TASK DESCRIPTION:
Report the number of lines containing "React", with no other words.

DATA LINES:

□ □ □ □ □

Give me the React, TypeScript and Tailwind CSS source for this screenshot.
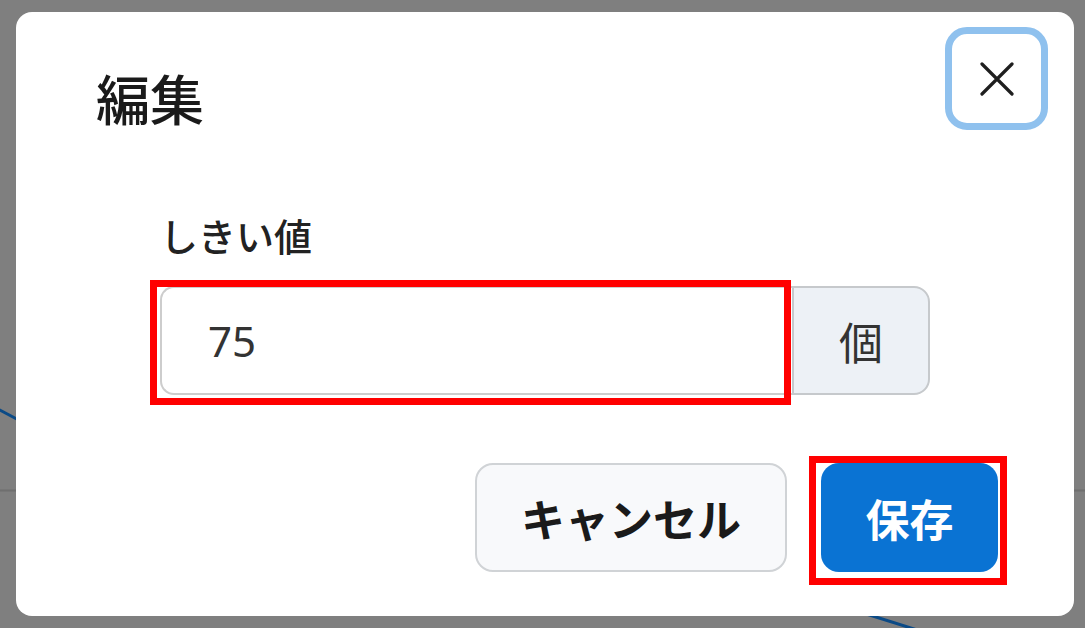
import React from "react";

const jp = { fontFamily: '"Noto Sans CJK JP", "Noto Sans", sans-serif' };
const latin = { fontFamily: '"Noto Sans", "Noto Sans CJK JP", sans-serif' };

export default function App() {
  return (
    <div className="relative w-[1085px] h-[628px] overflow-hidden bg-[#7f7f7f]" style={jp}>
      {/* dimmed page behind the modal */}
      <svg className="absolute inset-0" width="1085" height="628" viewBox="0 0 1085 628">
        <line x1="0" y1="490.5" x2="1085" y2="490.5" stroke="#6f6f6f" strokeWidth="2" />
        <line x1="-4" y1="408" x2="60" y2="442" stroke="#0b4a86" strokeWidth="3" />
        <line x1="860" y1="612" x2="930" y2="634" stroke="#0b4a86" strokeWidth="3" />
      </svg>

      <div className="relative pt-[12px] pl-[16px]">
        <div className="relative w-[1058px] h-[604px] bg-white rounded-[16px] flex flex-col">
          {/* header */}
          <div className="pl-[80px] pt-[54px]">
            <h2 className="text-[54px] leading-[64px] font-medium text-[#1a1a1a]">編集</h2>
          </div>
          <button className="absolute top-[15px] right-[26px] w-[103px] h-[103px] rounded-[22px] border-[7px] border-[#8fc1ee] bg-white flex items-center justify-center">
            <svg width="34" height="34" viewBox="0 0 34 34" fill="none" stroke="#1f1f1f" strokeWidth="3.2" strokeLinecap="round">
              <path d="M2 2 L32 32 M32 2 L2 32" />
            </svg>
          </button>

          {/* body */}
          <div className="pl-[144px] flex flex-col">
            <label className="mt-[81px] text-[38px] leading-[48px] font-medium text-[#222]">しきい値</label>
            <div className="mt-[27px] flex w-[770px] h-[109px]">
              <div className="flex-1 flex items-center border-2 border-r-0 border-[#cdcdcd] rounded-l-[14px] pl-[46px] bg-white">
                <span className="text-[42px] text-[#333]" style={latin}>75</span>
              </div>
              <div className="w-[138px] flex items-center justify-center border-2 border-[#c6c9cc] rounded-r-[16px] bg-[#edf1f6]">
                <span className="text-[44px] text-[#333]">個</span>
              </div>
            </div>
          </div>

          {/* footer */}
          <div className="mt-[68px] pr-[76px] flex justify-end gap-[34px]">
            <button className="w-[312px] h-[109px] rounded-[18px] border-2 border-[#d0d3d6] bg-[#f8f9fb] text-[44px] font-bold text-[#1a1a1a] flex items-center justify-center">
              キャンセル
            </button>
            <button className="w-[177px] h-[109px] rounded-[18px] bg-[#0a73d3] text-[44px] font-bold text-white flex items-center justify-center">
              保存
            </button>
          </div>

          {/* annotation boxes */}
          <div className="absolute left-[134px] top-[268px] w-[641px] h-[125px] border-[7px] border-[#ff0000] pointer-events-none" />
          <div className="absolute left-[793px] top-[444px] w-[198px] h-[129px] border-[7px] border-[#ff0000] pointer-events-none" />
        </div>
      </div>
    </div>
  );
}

□ □ □ □ □

RESPONSE TO THE TASK:
2